### What is needed
Reproduce the listing exactly, with no pictures in your copy.

# start of Source material

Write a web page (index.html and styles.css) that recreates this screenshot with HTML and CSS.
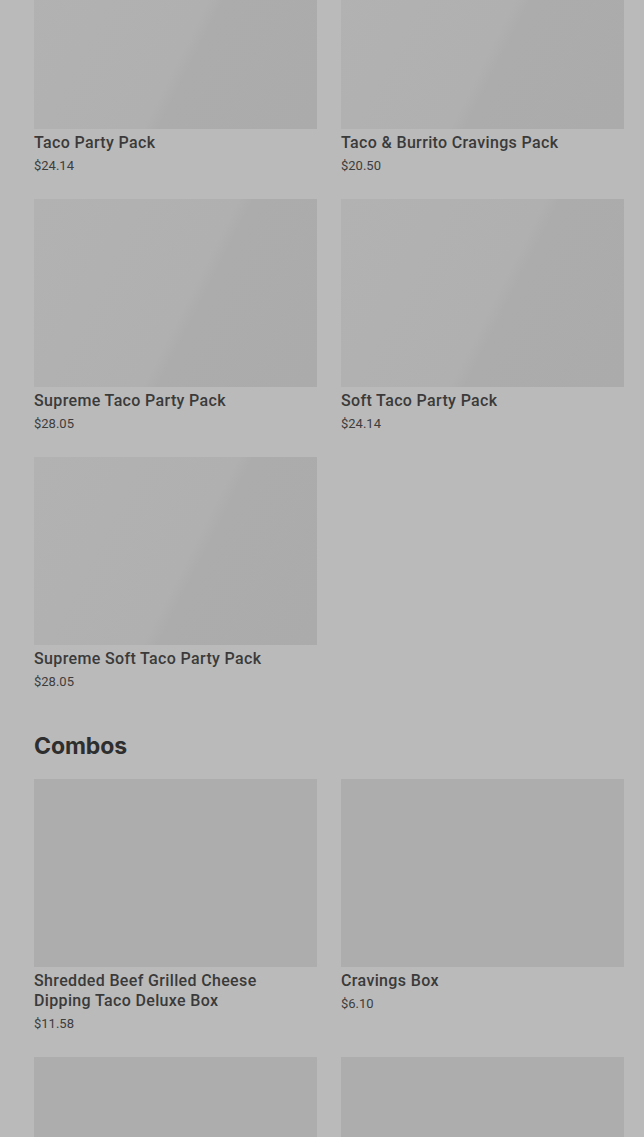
FILE: index.html
```html
<!DOCTYPE html>
<html lang="en">
<head>
    <meta charset="UTF-8">
    <title>Menu</title>
    <link rel="stylesheet" href="styles.css">
</head>
<body>
    <div class="menu">
        <section class="category first">
            <div class="grid">
                <div class="item">
                    <div class="thumb"></div>
                    <div class="name">Taco Party Pack</div>
                    <div class="price">$24.14</div>
                </div>
                <div class="item">
                    <div class="thumb"></div>
                    <div class="name">Taco &amp; Burrito Cravings Pack</div>
                    <div class="price">$20.50</div>
                </div>
                <div class="item">
                    <div class="thumb"></div>
                    <div class="name">Supreme Taco Party Pack</div>
                    <div class="price">$28.05</div>
                </div>
                <div class="item">
                    <div class="thumb"></div>
                    <div class="name">Soft Taco Party Pack</div>
                    <div class="price">$24.14</div>
                </div>
                <div class="item">
                    <div class="thumb"></div>
                    <div class="name">Supreme Soft Taco Party Pack</div>
                    <div class="price">$28.05</div>
                </div>
            </div>
        </section>

        <section class="category">
            <h2>Combos</h2>
            <div class="grid">
                <div class="item">
                    <div class="thumb flat"></div>
                    <div class="name">Shredded Beef Grilled Cheese Dipping Taco Deluxe Box</div>
                    <div class="price">$11.58</div>
                </div>
                <div class="item">
                    <div class="thumb flat"></div>
                    <div class="name">Cravings Box</div>
                    <div class="price">$6.10</div>
                </div>
                <div class="item">
                    <div class="thumb flat"></div>
                </div>
                <div class="item">
                    <div class="thumb flat"></div>
                </div>
            </div>
        </section>
    </div>
</body>
</html>
```

FILE: styles.css
```css
body {
    margin: 0;
    height: 1137px;
    overflow: hidden;
    background-color: #bababa;
    font-family: 'Roboto', 'Liberation Sans', sans-serif;
    color: #333;
}

.menu {
    padding: 0 20px 0 34px;
}

/* page is scrolled part way into the first category */
.category.first {
    margin-top: -59px;
}

.category h2 {
    margin: 40px 0 19px;
    font-family: 'Inter', 'Liberation Sans', sans-serif;
    font-size: 23px;
    line-height: 28px;
    font-weight: 700;
    color: #2e2e2e;
    letter-spacing: -0.1px;
}

.grid {
    display: grid;
    grid-template-columns: 1fr 1fr;
    column-gap: 24px;
    row-gap: 23px;
}

.thumb {
    height: 188px;
    background: linear-gradient(117deg, #b2b2b2 0%, #b0b0b0 54%, #acacac 58%, #ababab 100%);
}

.thumb.flat {
    background: #adadad;
}

.name {
    margin-top: 4px;
    font-size: 16px;
    line-height: 20px;
    font-weight: 500;
    letter-spacing: 0.35px;
    color: #3a3a3a;
}

.price {
    margin-top: 3px;
    font-size: 13px;
    line-height: 20px;
    color: #3d3d3d;
}
```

# end of Source material

### Full solution
Write a web page (index.html and styles.css) that recreates this screenshot with HTML and CSS.
FILE: index.html
```html
<!DOCTYPE html>
<html lang="en">
<head>
    <meta charset="UTF-8">
    <title>Menu</title>
    <link rel="stylesheet" href="styles.css">
</head>
<body>
    <div class="menu">
        <section class="category first">
            <div class="grid">
                <div class="item">
                    <div class="thumb"></div>
                    <div class="name">Taco Party Pack</div>
                    <div class="price">$24.14</div>
                </div>
                <div class="item">
                    <div class="thumb"></div>
                    <div class="name">Taco &amp; Burrito Cravings Pack</div>
                    <div class="price">$20.50</div>
                </div>
                <div class="item">
                    <div class="thumb"></div>
                    <div class="name">Supreme Taco Party Pack</div>
                    <div class="price">$28.05</div>
                </div>
                <div class="item">
                    <div class="thumb"></div>
                    <div class="name">Soft Taco Party Pack</div>
                    <div class="price">$24.14</div>
                </div>
                <div class="item">
                    <div class="thumb"></div>
                    <div class="name">Supreme Soft Taco Party Pack</div>
                    <div class="price">$28.05</div>
                </div>
            </div>
        </section>

        <section class="category">
            <h2>Combos</h2>
            <div class="grid">
                <div class="item">
                    <div class="thumb flat"></div>
                    <div class="name">Shredded Beef Grilled Cheese Dipping Taco Deluxe Box</div>
                    <div class="price">$11.58</div>
                </div>
                <div class="item">
                    <div class="thumb flat"></div>
                    <div class="name">Cravings Box</div>
                    <div class="price">$6.10</div>
                </div>
                <div class="item">
                    <div class="thumb flat"></div>
                </div>
                <div class="item">
                    <div class="thumb flat"></div>
                </div>
            </div>
        </section>
    </div>
</body>
</html>
```

FILE: styles.css
```css
body {
    margin: 0;
    height: 1137px;
    overflow: hidden;
    background-color: #bababa;
    font-family: 'Roboto', 'Liberation Sans', sans-serif;
    color: #333;
}

.menu {
    padding: 0 20px 0 34px;
}

/* page is scrolled part way into the first category */
.category.first {
    margin-top: -59px;
}

.category h2 {
    margin: 40px 0 19px;
    font-family: 'Inter', 'Liberation Sans', sans-serif;
    font-size: 23px;
    line-height: 28px;
    font-weight: 700;
    color: #2e2e2e;
    letter-spacing: -0.1px;
}

.grid {
    display: grid;
    grid-template-columns: 1fr 1fr;
    column-gap: 24px;
    row-gap: 23px;
}

.thumb {
    height: 188px;
    background: linear-gradient(117deg, #b2b2b2 0%, #b0b0b0 54%, #acacac 58%, #ababab 100%);
}

.thumb.flat {
    background: #adadad;
}

.name {
    margin-top: 4px;
    font-size: 16px;
    line-height: 20px;
    font-weight: 500;
    letter-spacing: 0.35px;
    color: #3a3a3a;
}

.price {
    margin-top: 3px;
    font-size: 13px;
    line-height: 20px;
    color: #3d3d3d;
}
```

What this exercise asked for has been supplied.